## SUPPLIED DATA

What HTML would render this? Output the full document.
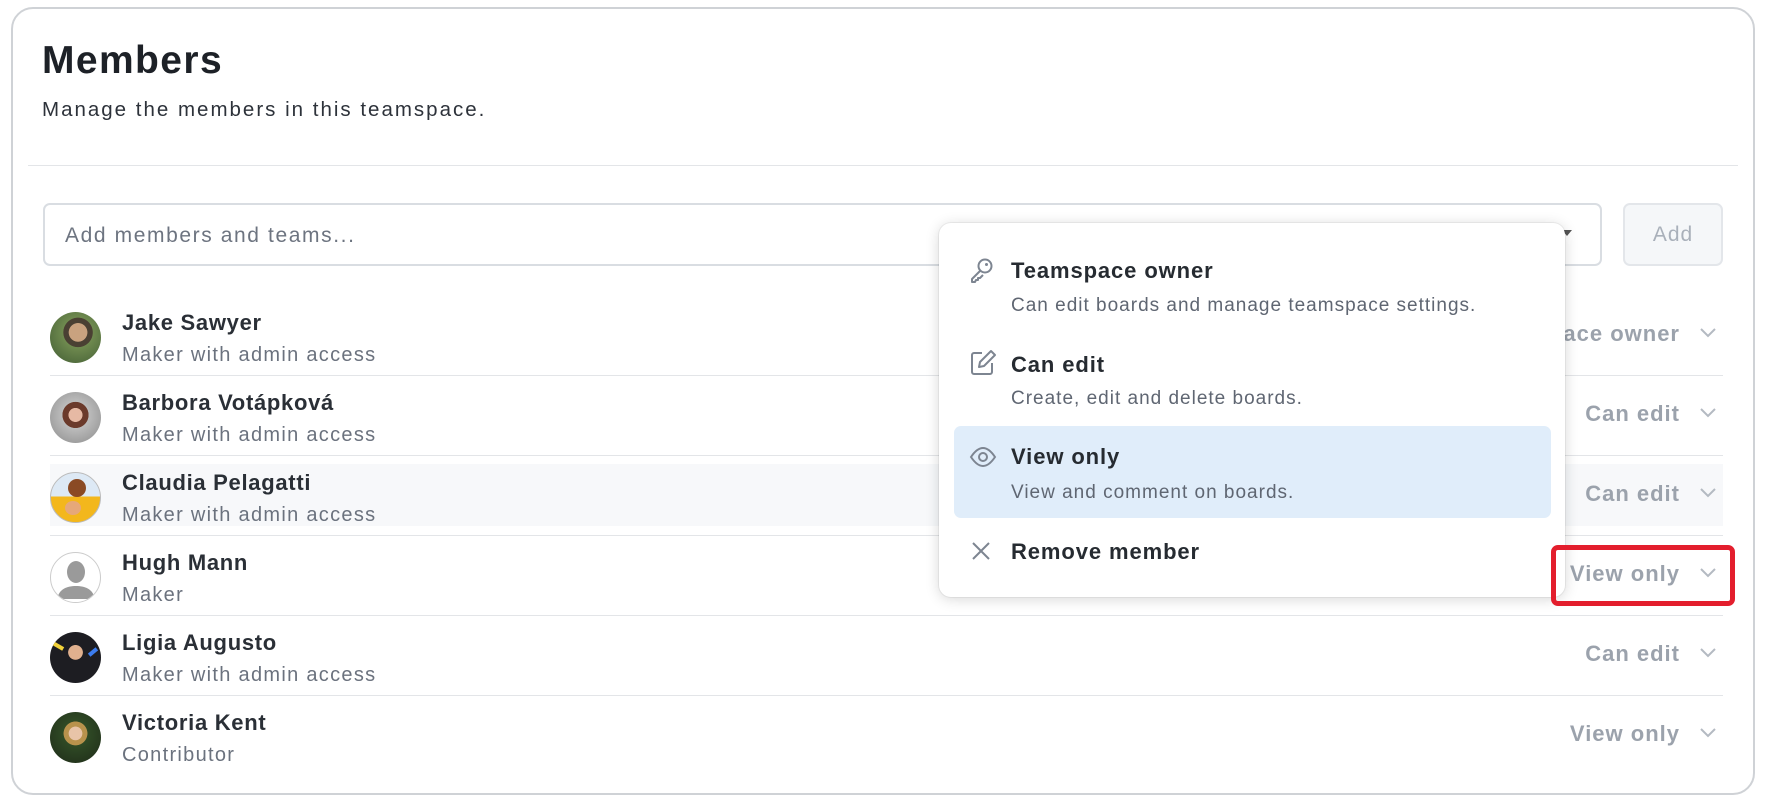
<!DOCTYPE html>
<html><head><meta charset="utf-8"><style>
*{box-sizing:border-box;margin:0;padding:0}
body{width:1766px;height:810px;background:#fff;font-family:"Liberation Sans",sans-serif;position:relative;overflow:hidden;color:#2a2f36}
.card{position:absolute;left:11px;top:7px;width:1744px;height:788px;border:2px solid #cfd2d6;border-radius:22px}
.a{position:absolute}
h1{position:absolute;left:42px;top:39px;font-size:39px;font-weight:700;color:#1d2127;letter-spacing:1.4px}
.sub{left:42px;top:98px;font-size:20.5px;color:#2d323a;letter-spacing:2px}
.div{left:28px;top:165px;width:1710px;height:1px;background:#e3e5e8}
.inp{left:43px;top:203px;width:1559px;height:63px;border:2px solid #d9dde2;border-radius:7px;font-size:21px;color:#6d7480;padding:19px 20px;letter-spacing:1.6px}
.add{left:1623px;top:203px;width:100px;height:63px;border:2px solid #e3e6ea;background:#f5f7f9;border-radius:7px;font-size:21px;color:#a9b0ba;text-align:center;line-height:59px;letter-spacing:1px}
.row{position:absolute;left:50px;width:1673px;height:80px;border-bottom:1.5px solid #e3e5e8}
.av{position:absolute;left:0;top:16px;width:51px;height:51px;border-radius:50%;overflow:hidden}
.nm{position:absolute;left:72px;top:14px;font-size:22px;font-weight:700;color:#2a2f36;letter-spacing:0.7px}
.ds{position:absolute;left:72px;top:48px;font-size:20px;color:#6b727e;letter-spacing:1.3px}
.role{position:absolute;right:43px;top:25px;font-size:22px;font-weight:700;color:#9ba2ac;letter-spacing:1px}
.chev{position:absolute;right:6px;top:31px}
.menu{left:939px;top:223px;width:626px;height:374px;background:#fff;border-radius:12px;box-shadow:0 2px 14px rgba(0,0,0,.16),0 0 0 1px rgba(0,0,0,.05)}
.it{position:absolute;left:72px;font-size:22px;font-weight:700;color:#262b31;letter-spacing:0.9px}
.id{position:absolute;left:72px;font-size:19px;color:#5f6672;letter-spacing:1px}
.ic{position:absolute;left:30px}
</style></head><body>
<div class="card"></div>
<h1>Members</h1>
<div class="a sub">Manage the members in this teamspace.</div>
<div class="a div"></div>
<div class="a inp">Add members and teams...</div>
<div class="a add">Add</div>

<div class="row" style="top:296px">
 <div class="av" style="background:radial-gradient(circle at 55% 40%,#c9a27f 0 22%,#4a4033 23% 35%,#6f8a4f 36%,#3f5a32 100%)"></div>
 <div class="nm">Jake Sawyer</div><div class="ds">Maker with admin access</div>
 <div class="role">Teamspace owner</div>
 <svg class="chev" width="18" height="12" viewBox="0 0 18 12"><path d="M2 2l7 7 7-7" fill="none" stroke="#b4bac2" stroke-width="2"/></svg>
</div>
<div class="row" style="top:376px">
 <div class="av" style="background:radial-gradient(circle at 50% 45%,#e6b9a4 0 18%,#6b3a2b 19% 34%,#bcbcbc 35%,#8a8a8a 100%)"></div>
 <div class="nm">Barbora Votápková</div><div class="ds">Maker with admin access</div>
 <div class="role">Can edit</div>
 <svg class="chev" width="18" height="12" viewBox="0 0 18 12"><path d="M2 2l7 7 7-7" fill="none" stroke="#b4bac2" stroke-width="2"/></svg>
</div>
<div class="row" style="top:456px">
 <div class="a" style="left:0;top:8px;width:1673px;height:62px;background:#f7f8fa"></div>
 <div class="av" style="border:1px solid #bbb;background:linear-gradient(#dde9f5 0 48%,#f3b71c 48%)"><div class="a" style="left:17px;top:6px;width:18px;height:18px;border-radius:50%;background:#8a4a24"></div><div class="a" style="left:14px;top:28px;width:16px;height:14px;border-radius:50%;background:#e6a879"></div></div>
 <div class="nm">Claudia Pelagatti</div><div class="ds">Maker with admin access</div>
 <div class="role">Can edit</div>
 <svg class="chev" width="18" height="12" viewBox="0 0 18 12"><path d="M2 2l7 7 7-7" fill="none" stroke="#b4bac2" stroke-width="2"/></svg>
</div>
<div class="row" style="top:536px">
 <div class="av" style="border:1px solid #ccc;background:#fff"><svg width="51" height="51" viewBox="0 0 51 51"><ellipse cx="25" cy="19" rx="9" ry="11" fill="#9a9a9a"/><path d="M6 46c2-10 10-13 19-13s17 3 19 13z" fill="#9a9a9a"/></svg></div>
 <div class="nm">Hugh Mann</div><div class="ds">Maker</div>
 <div class="role">View only</div>
 <svg class="chev" width="18" height="12" viewBox="0 0 18 12"><path d="M2 2l7 7 7-7" fill="none" stroke="#b4bac2" stroke-width="2"/></svg>
</div>
<div class="row" style="top:616px">
 <div class="av" style="background:radial-gradient(circle at 50% 40%,#e0b08e 0 18%,#1d1d22 19%),#111"><div class="a" style="left:2px;top:12px;width:12px;height:4px;background:#f2d23a;transform:rotate(30deg)"></div><div class="a" style="left:38px;top:18px;width:10px;height:4px;background:#3c7df0;transform:rotate(-40deg)"></div></div>
 <div class="nm">Ligia Augusto</div><div class="ds">Maker with admin access</div>
 <div class="role">Can edit</div>
 <svg class="chev" width="18" height="12" viewBox="0 0 18 12"><path d="M2 2l7 7 7-7" fill="none" stroke="#b4bac2" stroke-width="2"/></svg>
</div>
<div class="row" style="top:696px;border-bottom:none">
 <div class="av" style="background:radial-gradient(circle at 50% 42%,#e8c4a8 0 17%,#b8924c 18% 30%,#2f4a25 31%,#1e2a18 100%)"></div>
 <div class="nm">Victoria Kent</div><div class="ds">Contributor</div>
 <div class="role">View only</div>
 <svg class="chev" width="18" height="12" viewBox="0 0 18 12"><path d="M2 2l7 7 7-7" fill="none" stroke="#b4bac2" stroke-width="2"/></svg>
</div>

<svg class="a" style="left:1560px;top:228px" width="14" height="10" viewBox="0 0 14 10"><path d="M2 2h10l-5 6z" fill="#555"/></svg>

<div class="a menu">
 <svg class="ic" style="top:34px" width="26" height="28" viewBox="0 0 26 28"><circle cx="16" cy="9" r="6.5" fill="none" stroke="#7d8591" stroke-width="2"/><circle cx="17.5" cy="7.5" r="1.5" fill="#7d8591"/><path d="M11.5 13.5L3 22v3h3l1-2h2v-2h2l3-3" fill="none" stroke="#7d8591" stroke-width="2" stroke-linejoin="round"/></svg>
 <div class="it" style="top:35px">Teamspace owner</div>
 <div class="id" style="top:72px">Can edit boards and manage teamspace settings.</div>
 <svg class="ic" style="top:126px" width="28" height="28" viewBox="0 0 28 28"><path d="M13 4H5a2 2 0 0 0-2 2v17a2 2 0 0 0 2 2h16a2 2 0 0 0 2-2v-9" fill="none" stroke="#7d8591" stroke-width="2"/><path d="M22 2l4 4-11 11-5 1 1-5z" fill="none" stroke="#7d8591" stroke-width="2" stroke-linejoin="round"/></svg>
 <div class="it" style="top:129px">Can edit</div>
 <div class="id" style="top:165px">Create, edit and delete boards.</div>
 <div class="a" style="left:15px;top:203px;width:597px;height:92px;background:#e0edfa;border-radius:7px"></div>
 <svg class="ic" style="top:222px" width="28" height="24" viewBox="0 0 28 24"><path d="M2 12c4-6 8-9 12-9s8 3 12 9c-4 6-8 9-12 9S6 18 2 12z" fill="none" stroke="#7d8591" stroke-width="2"/><circle cx="14" cy="12" r="4" fill="none" stroke="#7d8591" stroke-width="2"/></svg>
 <div class="it" style="top:221px">View only</div>
 <div class="id" style="top:259px">View and comment on boards.</div>
 <svg class="ic" style="top:318px;left:32px" width="20" height="20" viewBox="0 0 20 20"><path d="M2 2l16 16M18 2L2 18" stroke="#7d8591" stroke-width="2"/></svg>
 <div class="it" style="top:316px">Remove member</div>
</div>

<div class="a" style="left:1551px;top:545px;width:184px;height:61px;border:5px solid #e31e2d;border-radius:7px"></div>
</body></html>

## EXERCISE TASK
What is the number of lines above that hold the string "this"? Answer with that number alone.

## RESULT BELOW
2